— Start EXERCISE DATA —
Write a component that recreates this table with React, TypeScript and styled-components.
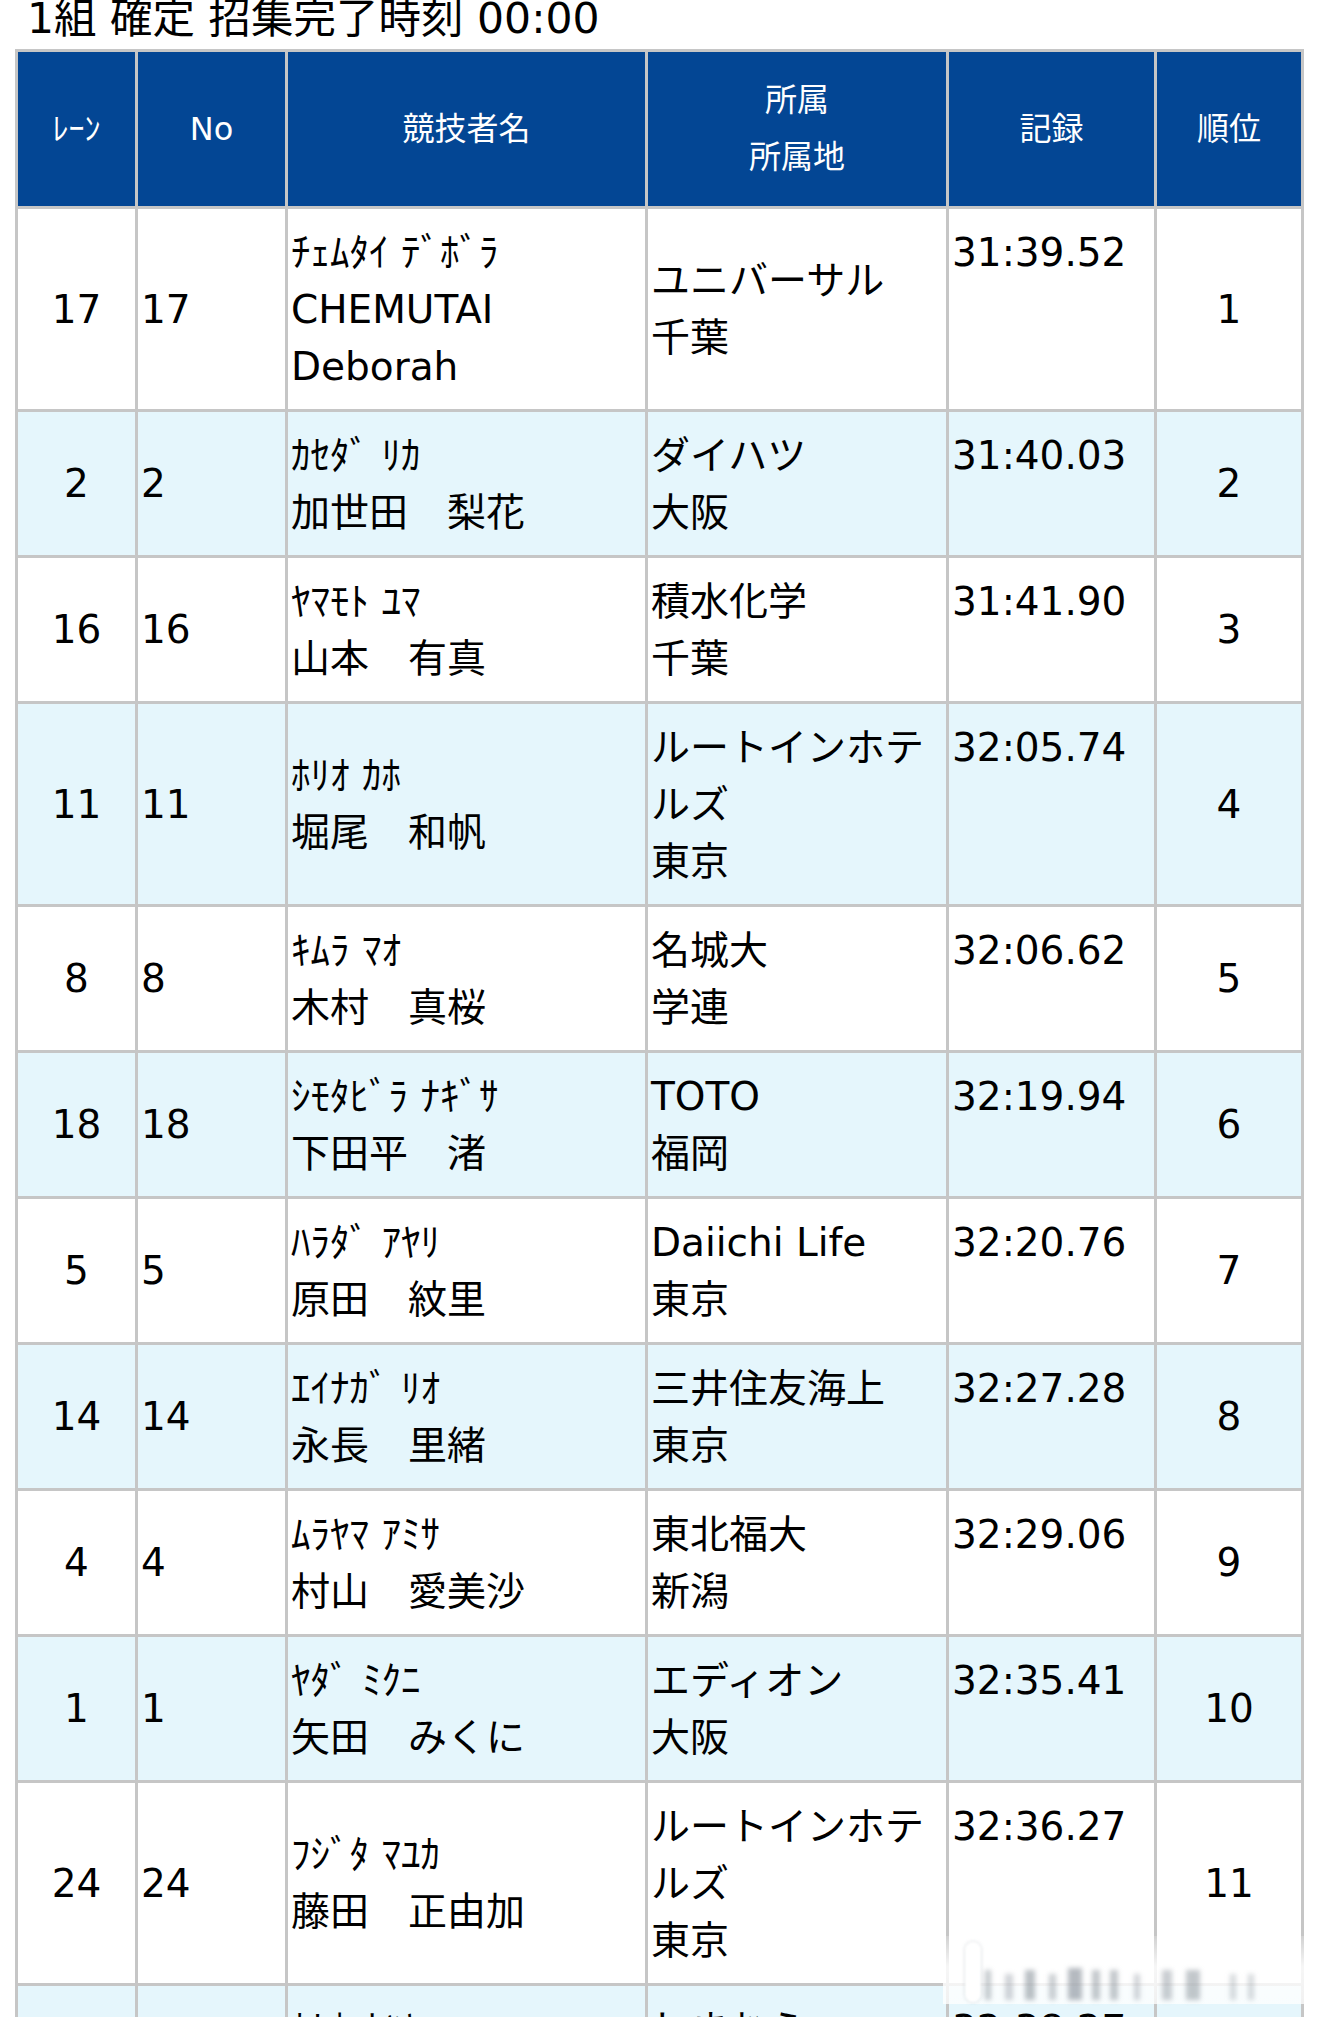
— End EXERCISE DATA —
— Start EXERCISE DATA —
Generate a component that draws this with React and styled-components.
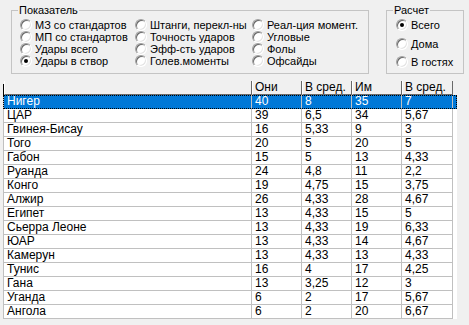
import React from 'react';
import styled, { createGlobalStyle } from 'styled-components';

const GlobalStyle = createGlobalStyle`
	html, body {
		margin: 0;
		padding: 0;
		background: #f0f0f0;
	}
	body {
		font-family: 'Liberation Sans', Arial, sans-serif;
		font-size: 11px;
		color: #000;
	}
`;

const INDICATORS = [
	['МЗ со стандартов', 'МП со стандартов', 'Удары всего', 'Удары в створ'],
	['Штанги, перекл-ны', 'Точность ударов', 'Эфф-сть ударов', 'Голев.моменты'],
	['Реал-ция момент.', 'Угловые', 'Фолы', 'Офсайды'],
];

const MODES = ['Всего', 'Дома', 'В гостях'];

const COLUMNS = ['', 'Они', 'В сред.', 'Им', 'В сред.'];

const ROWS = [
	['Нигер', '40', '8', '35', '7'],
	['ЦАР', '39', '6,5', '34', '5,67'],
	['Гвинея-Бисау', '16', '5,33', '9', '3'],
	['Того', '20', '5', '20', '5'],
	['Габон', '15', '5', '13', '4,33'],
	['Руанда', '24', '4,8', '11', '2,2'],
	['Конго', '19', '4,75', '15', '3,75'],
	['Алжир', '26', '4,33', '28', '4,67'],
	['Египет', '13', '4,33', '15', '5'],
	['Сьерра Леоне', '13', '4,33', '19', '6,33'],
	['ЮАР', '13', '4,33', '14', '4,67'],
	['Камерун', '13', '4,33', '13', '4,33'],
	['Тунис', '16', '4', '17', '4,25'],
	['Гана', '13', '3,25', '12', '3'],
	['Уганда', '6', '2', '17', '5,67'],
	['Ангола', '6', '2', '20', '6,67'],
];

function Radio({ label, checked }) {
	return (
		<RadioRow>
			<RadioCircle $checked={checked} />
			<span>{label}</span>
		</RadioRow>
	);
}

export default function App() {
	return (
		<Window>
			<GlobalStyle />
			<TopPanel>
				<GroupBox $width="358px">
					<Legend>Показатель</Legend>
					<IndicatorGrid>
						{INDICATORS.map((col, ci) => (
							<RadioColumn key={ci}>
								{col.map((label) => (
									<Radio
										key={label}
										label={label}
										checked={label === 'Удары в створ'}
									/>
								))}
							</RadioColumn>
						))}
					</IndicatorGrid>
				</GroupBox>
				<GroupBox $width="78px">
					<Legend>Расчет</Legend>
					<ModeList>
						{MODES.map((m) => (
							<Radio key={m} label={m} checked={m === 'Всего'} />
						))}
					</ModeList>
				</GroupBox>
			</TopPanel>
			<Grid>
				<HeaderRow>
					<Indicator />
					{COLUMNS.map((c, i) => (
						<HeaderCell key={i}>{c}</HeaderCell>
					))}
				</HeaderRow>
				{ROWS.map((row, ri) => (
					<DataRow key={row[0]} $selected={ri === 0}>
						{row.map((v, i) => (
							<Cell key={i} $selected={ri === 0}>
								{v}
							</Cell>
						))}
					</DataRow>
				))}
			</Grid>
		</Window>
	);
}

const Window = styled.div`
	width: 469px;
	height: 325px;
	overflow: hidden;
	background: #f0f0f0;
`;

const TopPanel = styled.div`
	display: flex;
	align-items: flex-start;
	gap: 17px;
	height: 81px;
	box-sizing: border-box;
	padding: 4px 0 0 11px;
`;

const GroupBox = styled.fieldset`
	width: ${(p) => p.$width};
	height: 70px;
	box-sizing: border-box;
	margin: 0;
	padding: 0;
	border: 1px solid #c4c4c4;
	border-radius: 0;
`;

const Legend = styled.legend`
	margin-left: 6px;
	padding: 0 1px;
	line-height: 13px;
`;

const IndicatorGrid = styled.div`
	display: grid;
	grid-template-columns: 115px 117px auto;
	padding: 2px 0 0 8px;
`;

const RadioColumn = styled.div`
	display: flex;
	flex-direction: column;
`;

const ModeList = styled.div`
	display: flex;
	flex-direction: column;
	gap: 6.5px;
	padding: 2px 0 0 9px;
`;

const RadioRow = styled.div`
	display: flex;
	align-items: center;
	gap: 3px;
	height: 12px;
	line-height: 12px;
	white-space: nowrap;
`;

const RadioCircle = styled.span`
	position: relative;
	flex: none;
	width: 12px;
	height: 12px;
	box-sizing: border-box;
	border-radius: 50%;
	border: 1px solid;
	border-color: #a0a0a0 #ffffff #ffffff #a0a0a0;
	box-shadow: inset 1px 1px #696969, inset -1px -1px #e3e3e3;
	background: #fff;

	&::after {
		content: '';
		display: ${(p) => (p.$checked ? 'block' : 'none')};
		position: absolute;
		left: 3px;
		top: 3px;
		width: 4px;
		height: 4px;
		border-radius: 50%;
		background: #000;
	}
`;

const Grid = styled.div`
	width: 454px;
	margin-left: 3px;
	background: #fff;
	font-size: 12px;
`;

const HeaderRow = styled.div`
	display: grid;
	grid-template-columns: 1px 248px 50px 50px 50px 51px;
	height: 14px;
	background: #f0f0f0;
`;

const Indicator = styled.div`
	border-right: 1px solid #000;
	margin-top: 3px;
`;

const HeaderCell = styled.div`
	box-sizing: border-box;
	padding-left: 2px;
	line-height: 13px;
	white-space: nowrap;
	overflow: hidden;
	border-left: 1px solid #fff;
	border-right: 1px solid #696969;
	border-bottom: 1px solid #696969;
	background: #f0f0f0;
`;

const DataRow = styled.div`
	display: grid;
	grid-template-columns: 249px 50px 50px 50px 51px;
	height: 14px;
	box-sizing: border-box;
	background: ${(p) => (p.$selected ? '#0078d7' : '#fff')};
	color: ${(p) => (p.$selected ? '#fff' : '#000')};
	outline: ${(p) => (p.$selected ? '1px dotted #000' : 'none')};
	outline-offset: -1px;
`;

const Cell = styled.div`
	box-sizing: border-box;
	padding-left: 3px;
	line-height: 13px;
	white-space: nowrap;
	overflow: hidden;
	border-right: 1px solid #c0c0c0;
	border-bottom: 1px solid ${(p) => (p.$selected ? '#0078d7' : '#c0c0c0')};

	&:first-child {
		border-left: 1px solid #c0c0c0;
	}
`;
— End EXERCISE DATA —
— Start EXERCISE DATA —
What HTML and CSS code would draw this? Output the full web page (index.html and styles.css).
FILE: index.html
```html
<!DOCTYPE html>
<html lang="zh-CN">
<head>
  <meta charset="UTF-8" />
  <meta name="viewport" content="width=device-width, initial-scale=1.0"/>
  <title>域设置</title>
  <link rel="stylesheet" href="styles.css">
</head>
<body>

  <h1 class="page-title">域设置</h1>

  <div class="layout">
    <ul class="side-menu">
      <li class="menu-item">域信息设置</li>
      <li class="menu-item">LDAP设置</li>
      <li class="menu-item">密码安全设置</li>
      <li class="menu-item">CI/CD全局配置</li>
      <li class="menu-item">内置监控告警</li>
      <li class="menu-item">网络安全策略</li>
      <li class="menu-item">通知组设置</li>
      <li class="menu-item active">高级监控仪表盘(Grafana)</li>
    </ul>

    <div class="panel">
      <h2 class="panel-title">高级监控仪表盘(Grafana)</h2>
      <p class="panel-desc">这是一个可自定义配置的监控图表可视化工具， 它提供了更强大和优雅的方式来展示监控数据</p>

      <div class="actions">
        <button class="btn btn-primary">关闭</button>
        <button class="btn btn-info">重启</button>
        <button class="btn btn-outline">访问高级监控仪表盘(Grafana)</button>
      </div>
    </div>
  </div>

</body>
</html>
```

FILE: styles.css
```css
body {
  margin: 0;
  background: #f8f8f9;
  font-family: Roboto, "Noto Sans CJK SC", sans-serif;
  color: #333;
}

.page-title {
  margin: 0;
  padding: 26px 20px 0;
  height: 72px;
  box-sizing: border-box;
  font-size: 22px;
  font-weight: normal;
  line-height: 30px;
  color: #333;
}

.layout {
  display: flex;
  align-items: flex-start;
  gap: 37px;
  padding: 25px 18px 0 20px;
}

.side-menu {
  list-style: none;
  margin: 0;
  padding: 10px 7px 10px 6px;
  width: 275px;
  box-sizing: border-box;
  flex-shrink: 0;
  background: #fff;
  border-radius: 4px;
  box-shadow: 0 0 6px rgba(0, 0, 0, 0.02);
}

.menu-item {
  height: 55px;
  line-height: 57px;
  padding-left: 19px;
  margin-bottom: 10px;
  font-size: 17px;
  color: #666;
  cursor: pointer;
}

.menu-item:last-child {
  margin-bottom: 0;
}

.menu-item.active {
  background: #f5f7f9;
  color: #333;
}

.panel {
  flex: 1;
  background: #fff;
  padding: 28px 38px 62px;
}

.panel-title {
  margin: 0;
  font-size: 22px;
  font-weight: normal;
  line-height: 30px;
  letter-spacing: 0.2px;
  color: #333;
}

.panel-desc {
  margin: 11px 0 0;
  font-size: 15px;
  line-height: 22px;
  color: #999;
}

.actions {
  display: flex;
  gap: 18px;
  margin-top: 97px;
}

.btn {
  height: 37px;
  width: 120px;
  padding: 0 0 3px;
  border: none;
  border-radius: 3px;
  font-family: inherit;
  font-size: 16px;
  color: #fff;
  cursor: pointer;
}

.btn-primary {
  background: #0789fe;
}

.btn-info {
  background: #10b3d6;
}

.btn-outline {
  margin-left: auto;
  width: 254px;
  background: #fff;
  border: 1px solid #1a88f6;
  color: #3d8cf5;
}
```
— End EXERCISE DATA —
DIRECTION: Starting at the line that contains "Generate a component" and stopping after the line that contains "const MODES = ['Всего', 'Дома', 'В гостях'];", copy every line exactly. Leave any pictures behind.

WRITTEN ANSWER:
Generate a component that draws this with React and styled-components.
import React from 'react';
import styled, { createGlobalStyle } from 'styled-components';

const GlobalStyle = createGlobalStyle`
	html, body {
		margin: 0;
		padding: 0;
		background: #f0f0f0;
	}
	body {
		font-family: 'Liberation Sans', Arial, sans-serif;
		font-size: 11px;
		color: #000;
	}
`;

const INDICATORS = [
	['МЗ со стандартов', 'МП со стандартов', 'Удары всего', 'Удары в створ'],
	['Штанги, перекл-ны', 'Точность ударов', 'Эфф-сть ударов', 'Голев.моменты'],
	['Реал-ция момент.', 'Угловые', 'Фолы', 'Офсайды'],
];

const MODES = ['Всего', 'Дома', 'В гостях'];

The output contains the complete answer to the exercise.